Grouping Data with GROUP BY
Now that you've mastered aggregate functions like COUNT(), SUM(), and AVG(), you're ready to take your data analysis skills to the next level. In this lesson, you'll learn how to use the GROUP BY clause to organize your data into meaningful groups and calculate aggregate values for each group separately.
Learning Goals:
- Understand when and why to use
GROUP BY - Write queries that group data by one or more columns
- Combine
GROUP BYwith aggregate functions - Recognize the difference between
WHEREandHAVING
Understanding GROUP BY
The GROUP BY clause divides rows returned by a query into groups based on one or more columns. For each group, you can apply aggregate functions to calculate summary values.

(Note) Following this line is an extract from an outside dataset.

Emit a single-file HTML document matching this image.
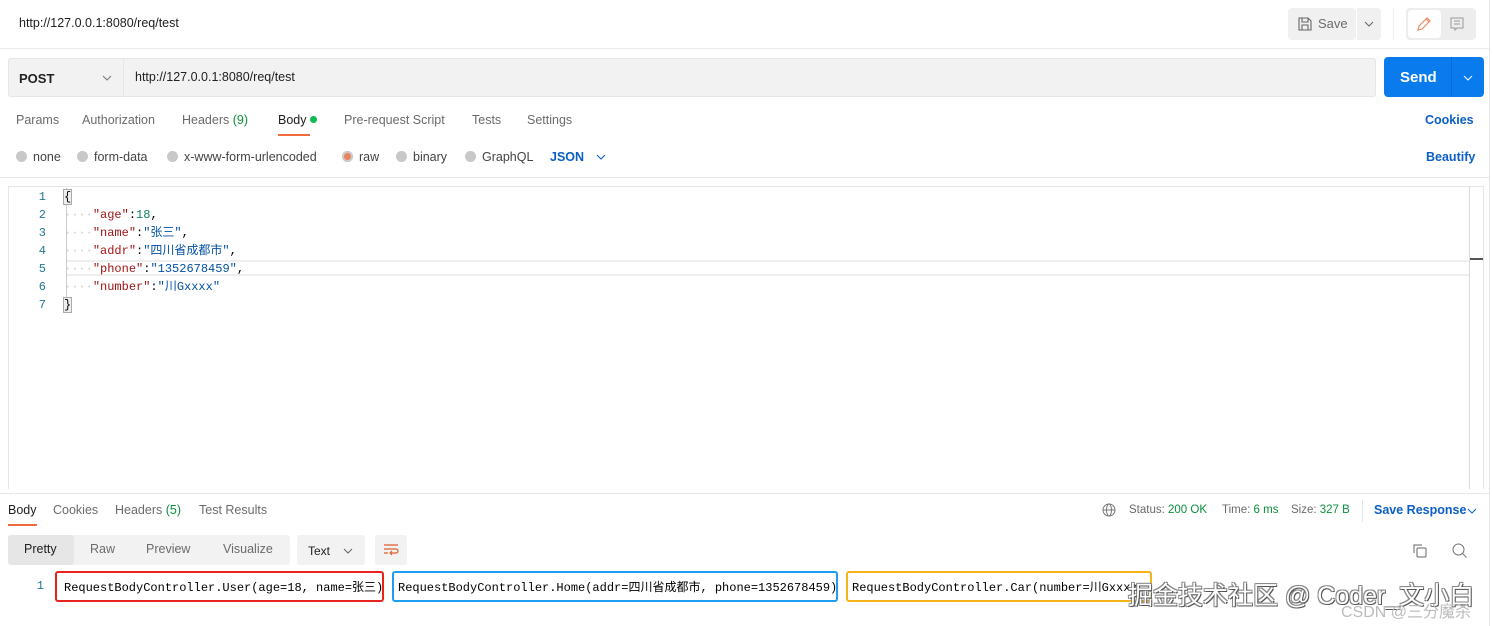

Think of it like organizing orders: you could group them by status to count how many are delivered vs pending, or group products by category to calculate the average price in each category.
Basic GROUP BY Syntax
SELECT column1, aggregate_function(column2)
FROM table_name
GROUP BY column1;
The GROUP BY clause always comes after the FROM and WHERE clauses, but before ORDER BY.
Single Column Grouping
Let's start with a simple example from the marketplace schema: counting how many customers prefer each category.
SELECT COALESCE(cat.category_name, 'No preference') AS category_name,
COUNT(*) AS customer_count
FROM customer AS c
LEFT JOIN category AS cat ON cat.category_id = c.preferred_category_id
GROUP BY COALESCE(cat.category_name, 'No preference')
ORDER BY customer_count DESC;
This query would return something like:
| category_name | customer_count |
|---|---|
| Electronics | 3 |
| Fashion | 2 |
| No preference | 2 |
Always include the grouped column(s) in your SELECT list. This makes your results meaningful by showing which group each aggregate value belongs to.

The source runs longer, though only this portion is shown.